Tessa Afshar’s “In the Field of Grace” is a heartwarming retelling of the story of Ruth

In the Field of Grace
By Tessa Afshar
River North Fiction

In the fields of grace

Tessa Afshar’s retelling of the story of Ruth

With summer right around the corner, many people are beginning to think about slowing down, taking time to do something pleasant and relaxing; like read a novel. If you love biblical fiction, Tessa Afshar’s newest novel, In the Field of Grace—which releases July 1st—will fill your heart with warmth and hope.

From the back cover:

Two women. Alone. With no provision.
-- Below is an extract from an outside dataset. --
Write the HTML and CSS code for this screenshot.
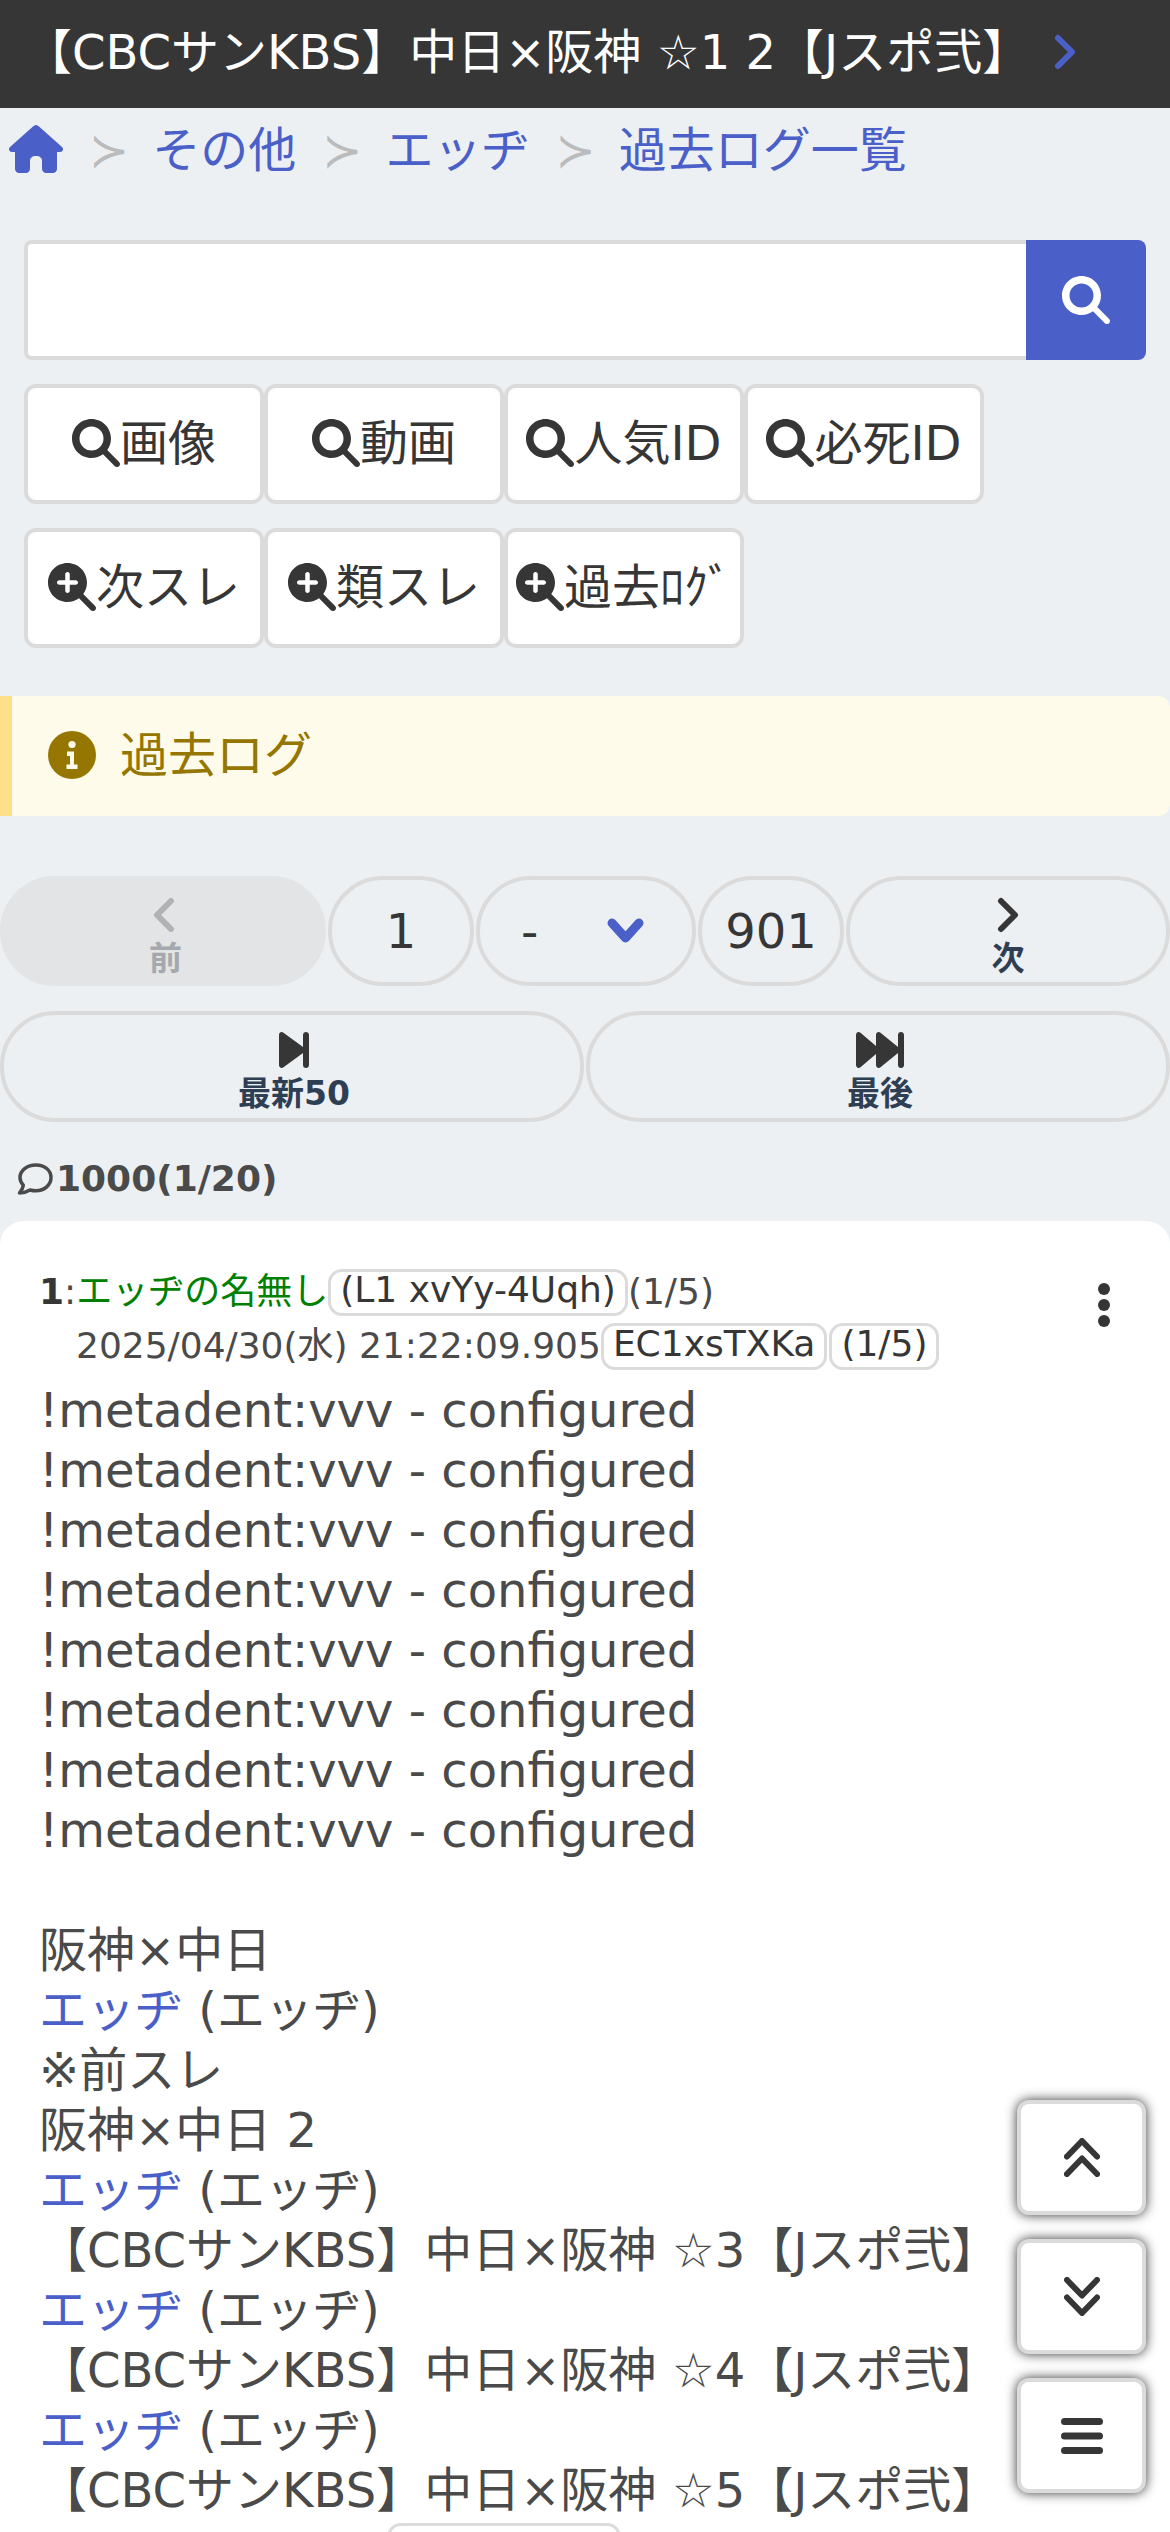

Can a woman who has lost everything, except her beloved mother, find hope in a foreign land?

Ruth leaves her home with a barren womb and an empty future, after losing her husband. She forsakes her abusive parents and follows the woman she has grown to love as a true parent, her husband’s mother, Naomi.

Ruth arrives in Israel with nothing to recommend her but Naomi’s, love. She is destitute, grief-stricken, and unwanted by the people of God. Her loftiest hope is to provide enough food to save Naomi and herself from starvation. She is reduced to gathering leftovers once the harvesters have finished collecting grain from the field. A job only for the lowest of the low.

But God has other plans for her life.

While everyone considers Ruth an unworthy outsider, Ruth is shocked to find the owner of the field-one of the wealthiest and most honored men of Judah-is showing her favor.  Long since a widower and determined to stay that way, Boaz finds himself irresistibly drawn to the foreign woman with the dark, haunted eyes. He tells himself he is only being kind to his Cousin Naomi’s chosen daughter when he goes out of his way to protect her from harm, but his heart knows better.

It is no easy task to write a biblical novel. While the Bible contains many stories, it is not a storybook; it is a book of faith. Things like description of sights, sounds and smells, explanations of historical and cultural details are often left out of the stories found within its pages. As such, taking stories from the Bible and placing them in their historical and cultural setting is a challenge for the biblical novelist. Not only does the writer have to tell a compelling story, with three-dimensional characters, engaging dialogue, colorful descriptions and action that propels the story forward, but they have to handle the source material – the Holy Bible – with great care.

Tessa Afshar does that with all her biblical novels, including In the Field of Grace, which presents the story of Ruth as it might have happened. She brings her characters to life. Ruth is a shy young woman, happy when her parents ignore her, cringing when they do look at her; only when an older Jewish woman invites her home to meet her sons does she truly learn what love is. Naomi; a loving mother and mother-in-law whose grief nearly destroys her faith, only to see it flare once again. Boaz, who lost his wife in childbirth, is drawn to the loving loyalty of Ruth for his relative Naomi and subtly helps the two women, never expecting to be drawn to the young Moabitess.

The details Afshar includes in the story are indicative of her research. For instance, Scripture does not state that Ruth had no children from her first marriage. However, Afshar’s explanation of the kinsman-redeemer raising up children to Ruth’s dead husband, provides evidence that young widow might have been childless. Throughout the story, Afshar adds psalms and proverbs to the dialogue, which—considering Ruth and Boaz were the ancestors of David and Solomon—brings to light the practice of oral tradition being handed down through families.

Throughout In the Fields of Grace Tessa Afshar deftly weaves a story filled with beautiful imagery and uplifting messages; aspiring novelists would do well to study her works.